Mission encre noire Tome 25 Chapitre 304. Dormir sans tête de David Clerson paru en 2019 aux éditions Héliotrope. Ayant perdu son travail, un homme rencontre le regard d'un orang-outan mâle dans un documentaire. Les jours suivant, il sent dans ses membres une souplesse inédite, son haleine, subitement, le dégoûte. À Montréal, toujours, un autre personnage erre sous la ville souterraine entre le premier et le onzième sous-sol. Il lui arrive d'y dormir et d'y rêver...de Camille, au visage masqué et aux traits de reptile. Les sacs de déchets qui jonchent la rue, un soir de juillet, en pleine canicule, ramènent à la mémoire des souvenirs de pourriture, de tueur en série, de champignons et le réveil des bêtes à la fin de l'hiver. À chaque déclaration d'amour de sa tumeur, qui l'a quitté, cet homme a la gorge qui lui serre. Elle, qui a vécu les plus beaux jours de sa vie alors qu'elle durcissait et devenait douloureuse sur son épaule. David Clerson joue un peu les chamanes dans ce recueil de douze nouvelles, notre guide aux pays des songes. Tout au long de la lecture de Dormir sans tête, un certain doute plane avec délice: que dissimule l'hospitalité apparente du rêve ? se laisse-t-on dévorer par le réel ou contaminer par les imaginaires ? David Clerson est notre invité, ce soir, à Mission encre noire.
Extrait: «Sa vie à certains moments, avait aussi ressemblé à un naufrage. Sa maison d'édition avait plusieurs fois frôlé la faillite. Marie dirigeait tant bien que mal son entreprise malgré la dépression qui l'accablait. Lui-même ne le disait pas, mais il lui semblait parfois qu'il sombrait. Son sommeil était de plus en plus fragile. Quand il ouvrait les yeux à l'aube, il ne parvenait souvent plus à se rendormir, et s'étonnait de se rappeler ses rêves, qu'il avait toujours rapidement oubliés. On aurait cru des lambeaux qui se déchiraient et dont il gardait des bribes, des images persistantes qui souvent le hantaient: la récurrence du cadavre de son père, mort bien des années avant celui de Marie, et dont il ne parlait presque jamais ; le souvenir, aussi, d'une maison d'édition immense, aux murs surchargés de livres, et dans laquelle il se perdait.»

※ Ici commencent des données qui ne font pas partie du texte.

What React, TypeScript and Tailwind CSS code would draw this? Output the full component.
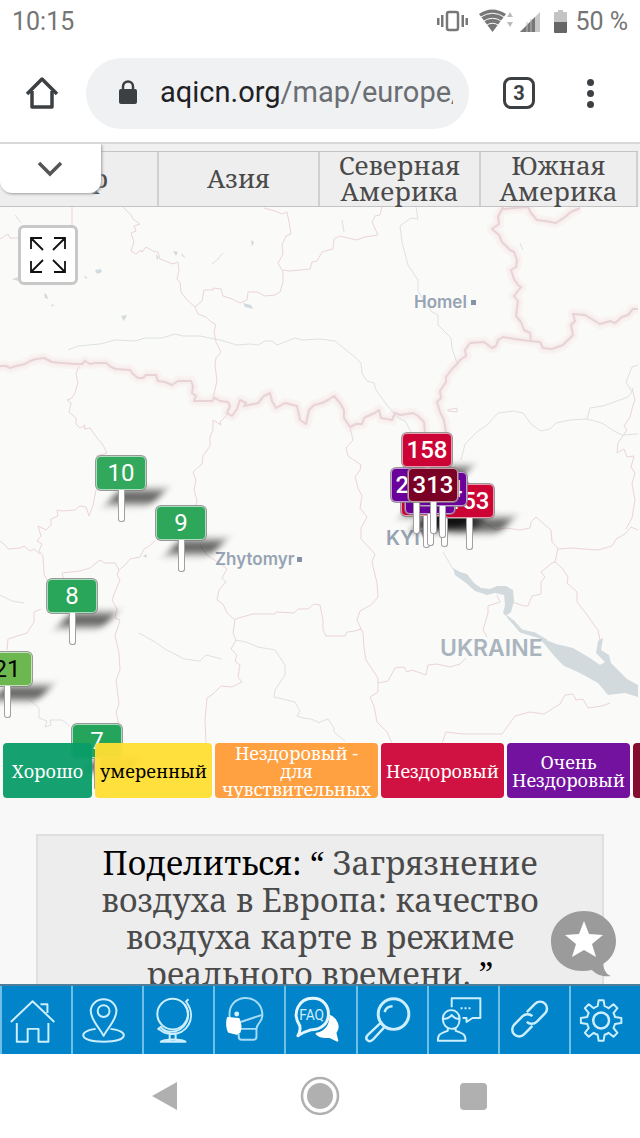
import type { ReactNode } from "react";

interface Pin {
  value: string;
  x: number;
  y: number; // bottom tip of the pin
  color: string;
  textColor?: string;
  bold?: boolean;
}

const tabs = ["Мир", "Азия", "Северная Америка", "Южная Америка"];

const pins: Pin[] = [
  { value: "10", x: 121, y: 315, color: "bg-[#32a85c]" },
  { value: "9", x: 181, y: 365, color: "bg-[#2fa75b]" },
  { value: "8", x: 72, y: 438, color: "bg-[#2aa65b]" },
  { value: "21", x: 7, y: 511, color: "bg-[#6cb74f]", textColor: "text-black" },
  { value: "7", x: 97, y: 583, color: "bg-[#25a55c]" },
  { value: "", x: 444, y: 340, color: "bg-[#cc0435]", bold: true },
  { value: "", x: 426, y: 341, color: "bg-[#cc0435]", bold: true },
  { value: "153", x: 469, y: 343, color: "bg-[#cc0435]", bold: true },
  { value: "", x: 430, y: 339, color: "bg-[#6a0099]", bold: true },
  { value: "224", x: 442, y: 331, color: "bg-[#6a0099]", bold: true },
  { value: "216", x: 416, y: 327, color: "bg-[#6a0099]", bold: true },
  { value: "158", x: 427, y: 292, color: "bg-[#cc0435]", bold: true },
  { value: "313", x: 433, y: 327, color: "bg-[#7b0025]", bold: true },
];

const legend = [
  { label: "Хорошо", style: "w-[89px] bg-[#0a9c68]/95 text-white" },
  { label: "умеренный", style: "w-[117px] bg-[#ffde33]/95 text-black" },
  { label: "Нездоровый - для чувствительных", style: "w-[163px] px-1 bg-[#ff9b37]/95 text-white" },
  { label: "Нездоровый", style: "w-[123px] bg-[#cc0537]/95 text-white" },
  { label: "Очень Нездоровый", style: "w-[123px] bg-[#6a0599]/95 text-white" },
  { label: "", style: "w-[96px] bg-[#7e0023]/95 text-white" },
];

const countryBorders = [
  "M0 366 L6 366 10 368 16 366 25 364 30 361 36 359 44 358 52 362 62 363 75 364 82 364 85 361 90 364 95 363 106 363 111 367 116 369 130 370 133 374 138 378 143 378 146 375 156 375 158 381 165 382 172 385 178 381 191 381 193 386 192 393 196 396 194 401 212 401 215 398 220 401 228 402 230 406 227 413 232 416 237 409 240 400 246 403 244 406 258 403 264 396 270 393 272 401 276 408 285 403 297 406 300 420 306 424 309 410 314 405 322 403 328 400 334 396 340 403 344 410 344 418 350 427 356 424 362 424 364 418 370 415 375 413 379 410 381 418 392 420 395 413 400 415 407 414 413 413 418 416 424 422 425 435",
  "M446 433 L444 420 440 412 437 402 441 398 440 391 446 382 446 377 452 369 457 364 460 360 466 356 465 350 470 343 484 342 492 348 496 346 498 340 503 337 515 339 530 341 540 342 543 348 552 349 563 345 569 339 573 335 571 325 575 321 573 314 585 315 590 318 600 324 610 321 615 323 622 317 628 315 633 309 638 309",
  "M503 207 L498 217 499 224 492 229 499 235 502 242 510 250 514 252 517 260 516 267 511 270 514 279 518 285 521 287 514 296 518 301 516 316 521 322 524 330 530 333 531 341",
  "M503 209 L528 207 531 213 537 220 545 221 556 223 565 217 571 212 580 208",
];

const regionBorders = [
  "M72 207 V227 M0 239 L8 234 10 238 20 238",
  "M123 207 L131 215 133 219 140 224 134 226 136 231 131 233 134 242 131 251 136 254 141 250 142 252 146 247 153 251 158 252 160 259 173 264 178 262 179 270 177 279 180 282 181 292 187 300 195 307 202 301 204 290 213 290 213 288 221 289 223 296 232 299 240 303 247 300 248 292 257 292 265 296 275 295 280 292 283 282 283 272 278 263 283 254 282 245 286 236 291 234 289 222 287 212 282 214 275 211 264 208",
  "M283 270 L290 271 310 269 312 262 317 261 322 252 333 249 334 239 340 236 356 240 365 237 378 235 372 222 375 216 380 215 382 207",
  "M195 307 L198 314 206 317 210 321 216 325 214 331 216 342 221 352 216 358 215 365 217 381 213 398",
  "M79 366 L76 374 78 382 75 393 72 398 67 400 71 403 69 412 76 418 76 424 80 428 85 425 84 429 90 428 97 438 103 445 107 453 96 456 M96 490 L93 505 89 516 86 507 80 506 75 510 62 511 57 510 58 516 51 519 51 525 46 530 38 526 41 536 37 541 42 544 39 551 43 556 44 574 47 580 M0 541 L5 545 8 549 20 548 24 546 30 551 34 549 40 554",
  "M228 414 L220 422 221 425 213 420 213 430 210 437 210 446 203 456 202 464 193 472 196 480 194 490 197 500 196 507",
  "M155 541 L148 547 144 549 140 557 130 559 125 565 119 570 115 563 105 563 100 560 90 568 80 571 62 573 64 581 M41 609 L34 612 34 622 27 633 8 639 7 650",
  "M119 570 L117 575 120 580 115 592 112 600 117 609 115 618 120 620 115 636 119 653 120 670 116 680 119 704 116 712 119 725",
  "M200 545 L207 555 222 565 227 569 222 578 226 582 219 590 217 600 223 604 227 613 235 620 233 633 236 640 231 649 237 655 235 661 240 665 238 677 242 682 232 687 221 686 213 694 207 698 205 720 206 743",
  "M235 619 L253 614 275 614 276 612 294 613 298 609 308 609 314 604 320 605 323 620 323 630 326 636 345 636 347 632 355 631 361 629",
  "M350 427 L353 440 346 448 348 456 361 465 360 470 355 477 358 488 362 496 360 508 367 517 361 528 361 539 375 554 372 562 377 583 378 597 371 605 360 611 357 620 363 633 364 648 366 660 378 678 378 692 370 697 374 706 377 722 387 732 392 743",
  "M378 683 L388 681 395 668 404 667 407 672 412 670 426 675 428 665 437 664 450 667 460 664 466 658",
  "M487 637 L483 630 488 613 488 606 500 602 497 595",
  "M512 602 L524 606 528 606 532 596 541 594 541 582 545 577 541 572 552 563 555 562 558 548 552 542 551 530 545 525 536 517 531 522 530 528 520 530 506 528 496 530 480 520",
  "M555 562 L562 568 568 577 567 583 577 592 577 602 588 616 594 625 598 630 600 640",
  "M558 549 L571 548 584 549 598 550 612 546 616 539 625 534 631 527 638 530 M626 529 L632 518 635 500 632 484 635 473 631 467 634 456 627 457 624 449 617 453 618 443 627 430 624 426 630 417 633 405 635 400 632 388",
  "M442 743 L446 732 462 734 502 734 515 716 530 712 544 714 560 704 565 695 573 694 576 700 583 699 588 708 602 706 610 703",
  "M447 410 L457 408 457 412 448 411",
];

const rivers = [
  "M68 350 L78 346 100 344 115 340 135 341 145 338 162 338 175 334 183 336 200 336 220 340 237 345 250 344 258 345 265 341 272 341 277 345 295 338 302 340 320 339 335 341 346 350 356 358 361 363 362 373 367 381 374 383 376 390 387 405 397 417 406 422 412 434",
  "M416 207 L418 219 411 218 400 226 402 242 408 265 418 280 418 291 424 301 432 312 438 315 438 325 451 338 452 348 457 363",
  "M461 460 L465 444 478 431 487 425 498 413 513 411 523 413 531 424 541 431 550 429 556 423 570 420 587 419 602 423 614 431 622 435 638 434",
  "M587 419 L590 408 603 406 617 401 628 397 632 392 626 382 632 367 638 365",
  "M139 633 L155 642 165 649 184 659 200 661 206 655 222 659",
  "M235 640 L246 642 258 647 275 650 285 665 285 675 275 690 274 697 295 702 300 711 297 716 303 718 311 719 320 723",
  "M0 595 L12 601 24 603",
  "M30 700 L39 708 39 718 47 721 45 727 51 725 50 720 62 720 70 726",
  "M320 722 L328 719 334 728 334 732 345 741",
  "M443 552 L453 569",
];

function MapDrawing() {
  return (
    <svg viewBox="0 207 640 591" preserveAspectRatio="xMinYMin slice" className="block h-full w-full" fill="none" strokeLinejoin="round">
      <g stroke="#f9f4f3" strokeWidth="11">
        {countryBorders.map((d) => <path key={d} d={d} />)}
      </g>
      <g stroke="#f7eeee" strokeWidth="6">
        {countryBorders.map((d) => <path key={d} d={d} />)}
      </g>
      <g stroke="#e8d2d6" strokeWidth="2">
        {countryBorders.map((d) => <path key={d} d={d} />)}
      </g>
      <g stroke="#ebd5d9" strokeWidth="1">
        {regionBorders.map((d) => <path key={d} d={d} />)}
      </g>
      <g stroke="#dce2e4" strokeWidth="1">
        {rivers.map((d) => <path key={d} d={d} />)}
      </g>
      {/* Dnipro reservoirs */}
      <g fill="#d3dadd">
        <path d="M453 568 L460 572 467 574 474 583 481 588 490 589 497 586 506 586 513 590 514 601 511 612 506 616 503 613 505 605 504 595 495 593 487 595 475 591 466 583 455 575Z" />
        <path d="M507 616 L514 621 522 630 535 633 547 640 540 638 520 632 508 618Z" stroke="#d3dadd" />
        <path d="M537 635 L546 640 556 644 573 648 590 658 600 665 605 662 596 653 598 641 603 638 601 650 609 655 611 663 627 679 638 685 638 697 625 693 608 695 598 683 578 672 564 666 556 658 546 646Z" />
      </g>
      <g fill="#d3dadd">
        <path d="M173 251 l5 1 -2 4z M181 253 l5 5 -4-2z M95 270 l6-1 1 3 -5 2z M44 293 l3 2 1 4 -3-1z M51 305 l3-1 -2 3z M121 316 l6-1 -3 6z M243 303 l8 2 2 4 -8-2z M251 240 l3 2 -2 5z M156 254 l3 4 -2 2z M84 276 l3 1 -1 2z M12 279 l7-2 -1 4z M143 556 l4-2 -1 4z" />
      </g>
      <path d="M212 264 L218 259 223 253 M520 243 L523 250 M15 215 L21 223 M342 220 L344 232" stroke="#dde1e2" />
      <rect x="471" y="300" width="5" height="5" fill="#8493a8" />
      <rect x="297" y="557" width="5" height="5" fill="#8493a8" />
    </svg>
  );
}

function MapPin({ pin }: { pin: Pin }) {
  return (
    <div className="absolute flex -translate-x-1/2 -translate-y-full flex-col items-center" style={{ left: pin.x, top: pin.y }}>
      <div className={`flex h-[34px] w-[50px] items-center justify-center overflow-hidden rounded-[5px] border border-white/60 text-2xl ring-1 ring-[#808080]/80 ${pin.color} ${pin.textColor ?? "text-white"} ${pin.bold ? "font-medium" : ""}`}>
        {pin.value}
      </div>
      <div className="h-8 w-[7px] rounded-b-[3px] border-x border-b border-[#a0a0a0] bg-white" />
    </div>
  );
}

function NavIcon({ children }: { children: ReactNode }) {
  return (
    <svg viewBox="0 0 70 68" className="h-[68px] w-[70px]" fill="none" stroke="#cdeffd" strokeWidth="2" strokeLinejoin="round">
      {children}
    </svg>
  );
}

const gearPath =
  "M27 20 L28 14 H33 L34 20 A14 14 0 0 1 38 22 L43 18 L47 22 L43 27 A14 14 0 0 1 44.500 31 L51 32 V37 L44.500 38 A14 14 0 0 1 43 42 L47 47 L43 51 L38 47 A14 14 0 0 1 34 49 L33 55 H28 L27 49 A14 14 0 0 1 23 47 L18 51 L14 47 L18 42 A14 14 0 0 1 16.500 38 L10 37 V32 L16.500 31 A14 14 0 0 1 18 27 L14 22 L18 18 L23 22 A14 14 0 0 1 27 20Z";

const navItems = [
  {
    label: "Главная",
    icon: <path d="M9 36 L31 15 53 36 M15 37 V56 H26 V43 H37 V56 H47 V37 M39 18 H46 V27" />,
  },
  {
    label: "Местоположение",
    icon: (
      <>
        <path d="M31 50 C27 42 18 34 18 25 A13 12 0 0 1 44 25 C44 34 35 42 31 50Z" />
        <circle cx="31" cy="25" r="6" />
        <path d="M23 43 C5 45 5 56 31 56 S57 45 38 43" />
      </>
    ),
  },
  {
    label: "Карта",
    icon: (
      <>
        <circle cx="29" cy="28" r="15.500" />
        <path d="M42 16 L45 13 M43 16 C54 31 44 50 26 48 C21 48 17 45 14 42 M41 18 C50 31 41 46 27 46 C22 46 19 44 17 41 L14 44 M26 49 V53 M32 49 V53 M17 56 C20 53 39 53 42 56Z" />
      </>
    ),
  },
  {
    label: "Маска",
    icon: (
      <>
        <path d="M15 32 C11 6 48 5 48 29 C48 37 42 37 42 43 V51 Q42 54 39 54 H27 Q24 54 24 51 V48 M26 36 L47 29 M26 43 H42" stroke="#a5dcf6" />
        <path d="M13 32 L24 33 Q27 40 25 46 L22 48 14 46 Q11 39 13 32Z" fill="white" stroke="white" />
        <circle cx="22" cy="28" r="1.500" fill="white" />
      </>
    ),
  },
  {
    label: "FAQ",
    icon: (
      <>
        <path d="M45 30 C51 33 55 41 50 47 L52 55 L44 51 C38 52 34 51 31 48 C40 46 45 40 45 30Z" fill="white" stroke="white" />
        <path d="M14 40 C5 26 14 12 27 12 C38 12 43 20 43 28 C43 38 35 44 25 44 Q18 46 12 50 Q15 45 14 40Z" strokeWidth="3" stroke="#e6f7ff" />
        <text x="26" y="34" textAnchor="middle" fontSize="14" fontFamily="Roboto, sans-serif" fill="#cdeffd" stroke="none">FAQ</text>
      </>
    ),
  },
  {
    label: "Поиск",
    icon: (
      <>
        <circle cx="36" cy="28" r="15.500" strokeWidth="3" />
        <path d="M23 37 L10 49 C6 53 11 58 15 54 L27 41 M27 26 C28 22 31 20 35 20" strokeWidth="2.500" />
      </>
    ),
  },
  {
    label: "Контакты",
    icon: (
      <>
        <path d="M23 21 V12 H52 V32 H44 L38 36 V32 H34" />
        <path d="M32 22 h2 M36 22 h2 M40 22 h2" />
        <path d="M14 33 C14 21 31 21 31 33 C31 39 28 43 23 43 S14 39 14 33Z M14 33 C20 33 21 31 23 29 C26 33 29 33 31 33 M19 42 V45 C10 48 9 49 9 55 H37 C37 49 36 48 27 45 V42" />
      </>
    ),
  },
  {
    label: "Ссылки",
    icon: (
      <g transform="rotate(-45 30 33)" strokeWidth="2.500">
        <path d="M33 26 H45 a7 7 0 0 1 0 14 H33 a7 7 0 0 1 -7 -7" />
        <path d="M27 40 H15 a7 7 0 0 1 0 -14 H27 a7 7 0 0 1 7 7" />
      </g>
    ),
  },
  {
    label: "Настройки",
    icon: (
      <>
        <path d={gearPath} />
        <circle cx="30.500" cy="34.500" r="8" strokeWidth="2.500" />
      </>
    ),
  },
];

function StatusBar() {
  return (
    <div className="flex h-11 items-center justify-between px-3 text-[25px] text-[#757575]">
      <span>10:15</span>
      <div className="flex items-center gap-2">
        <svg width="109" height="26" viewBox="0 0 109 26" fill="#777">
          <rect x="10" y="3" width="11" height="18" rx="2" fill="none" stroke="#777" strokeWidth="2.500" />
          <path d="M0 9h2.500v7H0zM4 6h2.500v12H4zM24.500 6h2.500v12h-2.500zM28.500 9h2.500v7h-2.500z" />
          <path d="M42 5 Q55 -4 69 5 L55.500 23Z" />
          <path d="M43 8.500 Q55.500 0 68 8.500 M46 12.500 Q55.500 6 65 12.500 M49 16.500 Q55.500 12 62 16.500" fill="none" stroke="white" strokeWidth="1" />
          <path d="M73 3 l3 5 h-6z M73 18 l3-5 h-6z" fill="#bbb" />
          <path d="M83 23 L103 3 V23Z" fill="#c8c8c8" />
          <path d="M83 23 L98 8 V23Z" />
          <path d="M90 13v10M94 10v13" stroke="#bbb" />
        </svg>
        <svg width="13" height="24" viewBox="0 0 13 24">
          <path d="M4 0h5v2h3q1 0 1 1v9H0V3q0-1 1-1h3z" fill="#c4c4c4" />
          <path d="M0 12h13v10q0 1-1 1H1q-1 0-1-1z" fill="#666" />
        </svg>
        <span>50 %</span>
      </div>
    </div>
  );
}

function BrowserBar() {
  return (
    <div className="flex h-[98px] items-center pr-[38px] pl-6">
      <button aria-label="Домой" className="flex w-9 justify-center">
        <svg width="34" height="34" viewBox="0 0 34 34" fill="none" stroke="#3c4043" strokeWidth="3.500">
          <path d="M2 18 L17 3 32 18 M7 15 V31 H27 V15" strokeLinejoin="round" />
        </svg>
      </button>
      <div className="ml-[26px] flex h-[71px] min-w-0 flex-1 items-center rounded-full bg-[#f0f1f3] pr-4 pl-8">
        <svg width="20" height="26" viewBox="0 0 20 26" className="mr-[22px] shrink-0">
          <path d="M5 10 V6.500 A5 5 0 0 1 15 6.500 V10" fill="none" stroke="#3c4043" strokeWidth="2.500" />
          <rect x="1" y="9" width="18" height="15" rx="2" fill="#3c4043" />
        </svg>
        <a href="#map" className="overflow-hidden text-[29px] whitespace-nowrap text-[#6b6e72]">
          <span className="text-[#202124]">aqicn.org</span>/map/europe/
        </a>
      </div>
      <button aria-label="Вкладки" className="ml-[34px] flex size-8 items-center justify-center rounded-lg border-[3px] border-[#3c4043] text-xl font-bold text-[#3c4043]">
        3
      </button>
      <button aria-label="Меню" className="ml-[43px] flex w-6 flex-col items-center gap-1">
        <span className="size-[7px] rounded-full bg-[#3c4043]" />
        <span className="size-[7px] rounded-full bg-[#3c4043]" />
        <span className="size-[7px] rounded-full bg-[#3c4043]" />
      </button>
    </div>
  );
}

export default function App() {
  return (
    <div className="flex h-screen flex-col overflow-hidden bg-white font-[Roboto,sans-serif]">
      <StatusBar />
      <BrowserBar />

      <main className="relative min-h-0 flex-1 overflow-hidden border-t-2 border-[#d8d8d8] bg-[#f8f8f8] font-['Noto_Serif','DejaVu_Serif',serif]">
        <div className="bg-[#f0f0f0] pt-[7px] pr-[2px]">
          <div className="grid h-14 grid-cols-[159fr_161fr_161fr_157fr] border-y border-[#c4c4c4] bg-[#eeeeee]">
            {tabs.map((tab) => (
              <a key={tab} href="#map" className="flex items-center justify-center border-r-2 border-[#d0d0d0] px-3 pb-[2px] text-center text-[26px] leading-[26px] text-[#4a4a4a]">
                {tab}
              </a>
            ))}
          </div>
        </div>
        <button aria-label="Развернуть" className="absolute top-0 left-0 flex h-[49px] w-[101px] items-center justify-center rounded-b-xl bg-white shadow-[1px_1px_3px_#999]">
          <svg width="28" height="18" viewBox="0 0 28 18" fill="none" stroke="#555" strokeWidth="3.500">
            <path d="M2 3 L13 14 24 3" />
          </svg>
        </button>

        <section id="map" className="relative h-[591px] overflow-hidden bg-[#fafaf8] font-[Roboto,sans-serif]">
          <MapDrawing />
          <div className="absolute top-[83px] left-[414px] font-[Inter,sans-serif] text-[17px] font-semibold text-[#96a3b4]">Homel</div>
          <div className="absolute top-[340px] left-[215px] font-[Inter,sans-serif] text-[17px] font-semibold text-[#96a3b4]">Zhytomyr</div>
          <div className="absolute top-[317px] left-[386px] font-[Inter,sans-serif] text-xl font-semibold text-[#96a3b4]">KYIV</div>
          <div className="absolute top-[424px] left-[440px] font-[Inter,sans-serif] text-[23px] font-semibold text-[#a9b4bf]">UKRAINE</div>

          {pins.map((pin) => (
            <div
              key={`${pin.x}-${pin.y}`}
              className="absolute h-[14px] w-[46px] -skew-x-[40deg] bg-black/60 blur-[4px]"
              style={{ left: pin.x - 8, top: pin.y - 32 }}
            />
          ))}
          {pins.map((pin) => (
            <MapPin key={`${pin.x}-${pin.y}`} pin={pin} />
          ))}

          <button aria-label="На весь экран" className="absolute top-[18px] left-[18px] flex size-[60px] items-center justify-center rounded-md border-[3px] border-[#c8c8c8] bg-white">
            <svg width="38" height="38" viewBox="0 0 38 38" fill="none" stroke="#111" strokeWidth="1.800">
              <path d="M2 13 V2 H13 M2 2 L14 14 M25 2 H36 V13 M36 2 L24 14 M2 25 V36 H13 M2 36 L14 24 M36 25 V36 H25 M36 36 L24 24" />
            </svg>
          </button>

          <ul className="absolute right-0 bottom-0 left-0 flex gap-[3px] overflow-hidden pl-[3px] font-['Noto_Serif','DejaVu_Serif',serif]">
            {legend.map((item) => (
              <li key={item.style} className={`flex h-[55px] shrink-0 items-center justify-center overflow-hidden rounded text-center text-lg leading-[18px] ${item.style}`}>
                {item.label}
              </li>
            ))}
          </ul>
        </section>

        <section className="mx-9 mt-9 border-2 border-[#dfdfdf] bg-[#ededed] px-10 pt-2 pb-10 text-center text-[32px] leading-[37px] text-black">
          Поделиться: “ <a href="#share" className="text-[#4a4a4a]">Загрязнение воздуха в Европа: качество воздуха карте в режиме реального времени.</a> ”
        </section>

        <button aria-label="Отзыв" className="absolute right-[22px] bottom-[6px]">
          <svg width="68" height="68" viewBox="0 0 68 68">
            <path d="M34 1 C52 1 66 14 66 31 C66 42 60 50 53 54 C54 60 56 64 61 66 C52 67 47 65 42 60 C18 65 1 51 1 31 C1 14 16 1 34 1Z" fill="#9b9b9b" />
            <path d="M34 11 L39 24 53 25 42 34 46 47 34 40 22 47 26 34 15 25 29 24Z" fill="white" />
          </svg>
        </button>
      </main>

      <nav className="grid shrink-0 grid-cols-9 border-t-2 border-[#4d7f9c] bg-[#0284cb]">
        {navItems.map((item) => (
          <a key={item.label} href="#map" aria-label={item.label} className="flex justify-center border-l-2 border-[#6fbfe6]">
            <NavIcon>{item.icon}</NavIcon>
          </a>
        ))}
      </nav>

      <div className="grid h-[84px] shrink-0 grid-cols-[90px_153px_154px_153px_90px] items-center justify-center">
        <button aria-label="Назад" className="col-start-2 flex justify-start">
          <svg width="130" height="30" viewBox="0 0 130 30" fill="#b0b0b0">
            <path d="M62 15 L87 1 V29Z" />
          </svg>
        </button>
        <button aria-label="Главный экран" className="flex justify-center">
          <svg width="40" height="40" viewBox="0 0 40 40" fill="#b0b0b0">
            <circle cx="20" cy="20" r="18" fill="none" stroke="#b0b0b0" strokeWidth="2.500" />
            <circle cx="20" cy="20" r="13" />
          </svg>
        </button>
        <button aria-label="Недавние" className="flex justify-center">
          <span className="size-[27px] rounded-sm bg-[#b0b0b0]" />
        </button>
      </div>
    </div>
  );
}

Dieu et désir de Michel Morin paru en 2018 aux éditions Les herbes rouges. Si Dieu est un sujet délicat par les temps qui courent, lui accoler le terme désir peut paraître incongru. Et pourtant ! voici un essai passionnant qui devrait vous faire réagir et bondir de votre chaise la plupart de temps. Michel Morin s'appuie essentiellement sur deux textes fondateurs pour sa réflexion: Ainsi parlait Zarathoustra de Friedrich Nietzsche et La pesanteur et la grâce de Simone Weil. Il ne s'agit pas ici de Dieu moral et d'embrigadement aveugle, bien plutôt d'envisager l'idée de Dieu comme la puissance créatrice de toutes choses, qui par le biais du désir, le moteur de ce qui est, permet à l'homme de se transcender, de devenir sur-humain. Michel Morin vous propose d'interroger le destin de l'homme dans le contexte  la civilisation d'aujourd'hui. Michel Morin est notre invité à Mission encre noire.
Extrait: «Ce n'est pas en «castrant» Dieu que l'on ramènera la «paix» sur la terre, comme le sous-entendent toutes les politiques laïcistes. C'est en le re-découvrant là où il se cache, au fond de soi, au plus creux de la sensation, loin de toute «morale» (et de toute «armée morale»).»